Listing:
* * * * * * *
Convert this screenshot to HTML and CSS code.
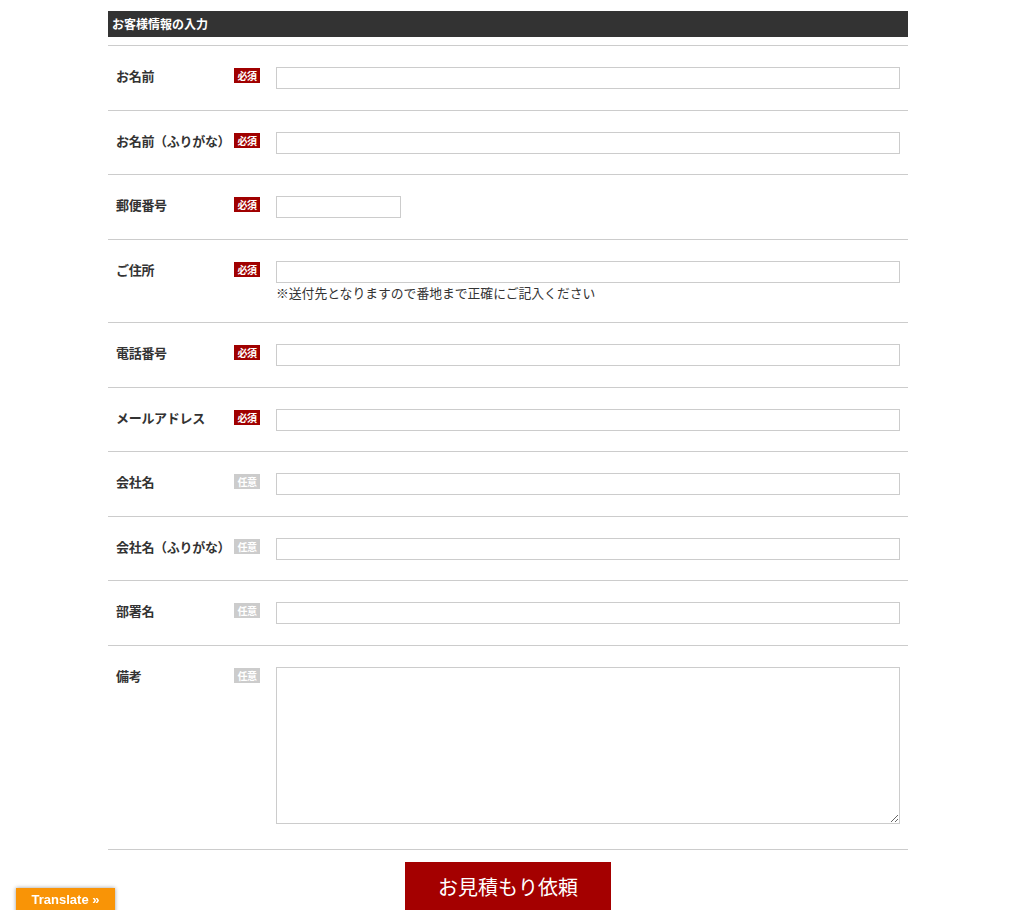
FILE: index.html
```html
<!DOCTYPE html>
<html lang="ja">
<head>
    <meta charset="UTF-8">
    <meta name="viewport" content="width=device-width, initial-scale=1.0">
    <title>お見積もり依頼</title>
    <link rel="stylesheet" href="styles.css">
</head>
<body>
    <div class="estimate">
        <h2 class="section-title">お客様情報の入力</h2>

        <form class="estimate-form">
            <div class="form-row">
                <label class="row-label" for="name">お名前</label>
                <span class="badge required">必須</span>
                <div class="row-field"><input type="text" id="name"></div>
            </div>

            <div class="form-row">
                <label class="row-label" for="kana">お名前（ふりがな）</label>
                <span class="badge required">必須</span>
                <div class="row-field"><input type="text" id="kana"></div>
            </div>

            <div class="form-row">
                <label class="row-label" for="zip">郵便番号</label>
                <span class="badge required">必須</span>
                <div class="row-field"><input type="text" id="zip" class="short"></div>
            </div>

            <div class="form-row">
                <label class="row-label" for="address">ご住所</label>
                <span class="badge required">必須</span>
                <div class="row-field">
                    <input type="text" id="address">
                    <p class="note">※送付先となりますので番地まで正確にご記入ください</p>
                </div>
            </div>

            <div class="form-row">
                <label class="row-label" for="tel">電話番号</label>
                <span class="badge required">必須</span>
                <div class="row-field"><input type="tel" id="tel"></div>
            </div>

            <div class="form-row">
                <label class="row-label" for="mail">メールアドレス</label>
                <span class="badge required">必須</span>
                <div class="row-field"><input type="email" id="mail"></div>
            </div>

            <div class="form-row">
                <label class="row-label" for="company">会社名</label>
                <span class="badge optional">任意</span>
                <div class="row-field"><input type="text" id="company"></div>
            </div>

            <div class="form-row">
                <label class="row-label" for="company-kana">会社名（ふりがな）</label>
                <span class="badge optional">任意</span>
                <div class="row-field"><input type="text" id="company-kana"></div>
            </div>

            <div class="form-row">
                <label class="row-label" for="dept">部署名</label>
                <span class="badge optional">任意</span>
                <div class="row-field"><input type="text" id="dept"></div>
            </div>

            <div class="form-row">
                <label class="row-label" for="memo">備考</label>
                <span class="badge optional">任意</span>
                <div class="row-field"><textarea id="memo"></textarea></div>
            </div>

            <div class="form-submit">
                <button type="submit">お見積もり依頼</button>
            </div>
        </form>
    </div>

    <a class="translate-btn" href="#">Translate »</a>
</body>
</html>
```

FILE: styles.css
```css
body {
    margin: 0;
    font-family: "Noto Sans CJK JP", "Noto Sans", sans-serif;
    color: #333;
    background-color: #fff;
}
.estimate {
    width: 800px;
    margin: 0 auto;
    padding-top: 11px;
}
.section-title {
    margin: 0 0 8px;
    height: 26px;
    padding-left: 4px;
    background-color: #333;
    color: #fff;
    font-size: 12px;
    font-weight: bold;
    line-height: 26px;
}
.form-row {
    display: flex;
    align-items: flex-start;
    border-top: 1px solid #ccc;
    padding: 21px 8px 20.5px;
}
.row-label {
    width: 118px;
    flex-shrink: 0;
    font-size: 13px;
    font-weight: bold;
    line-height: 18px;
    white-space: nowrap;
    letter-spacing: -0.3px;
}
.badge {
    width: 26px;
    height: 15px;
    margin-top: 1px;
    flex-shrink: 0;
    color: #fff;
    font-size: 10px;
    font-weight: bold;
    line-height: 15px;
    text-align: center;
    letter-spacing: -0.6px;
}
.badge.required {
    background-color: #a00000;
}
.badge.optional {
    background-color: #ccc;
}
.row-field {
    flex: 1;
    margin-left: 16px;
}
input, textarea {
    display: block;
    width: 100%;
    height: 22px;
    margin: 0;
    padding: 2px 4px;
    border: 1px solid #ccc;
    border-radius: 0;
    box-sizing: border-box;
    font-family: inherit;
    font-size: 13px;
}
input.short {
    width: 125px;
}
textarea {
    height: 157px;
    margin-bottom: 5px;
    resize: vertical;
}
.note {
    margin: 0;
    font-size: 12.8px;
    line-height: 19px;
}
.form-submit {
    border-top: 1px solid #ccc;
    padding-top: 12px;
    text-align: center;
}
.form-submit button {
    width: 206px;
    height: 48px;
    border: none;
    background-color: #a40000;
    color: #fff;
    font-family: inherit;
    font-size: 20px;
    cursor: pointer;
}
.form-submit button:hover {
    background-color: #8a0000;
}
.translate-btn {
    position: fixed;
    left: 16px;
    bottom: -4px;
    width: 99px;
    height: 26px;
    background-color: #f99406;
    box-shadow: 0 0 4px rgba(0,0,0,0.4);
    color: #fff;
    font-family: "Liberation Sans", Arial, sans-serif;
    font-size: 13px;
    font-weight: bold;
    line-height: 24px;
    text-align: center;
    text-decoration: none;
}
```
* * * * * * *
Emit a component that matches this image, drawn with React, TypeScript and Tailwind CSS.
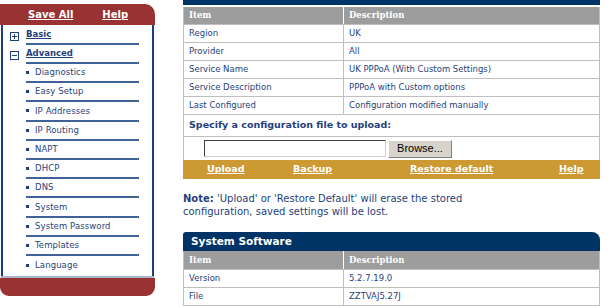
* * * * * * *
Instruction:
Search the lines for the string "this" and copy every line that has it.

Completed exercise:
Convert this screenshot to HTML and CSS code.
Emit a component that matches this image, drawn with React, TypeScript and Tailwind CSS.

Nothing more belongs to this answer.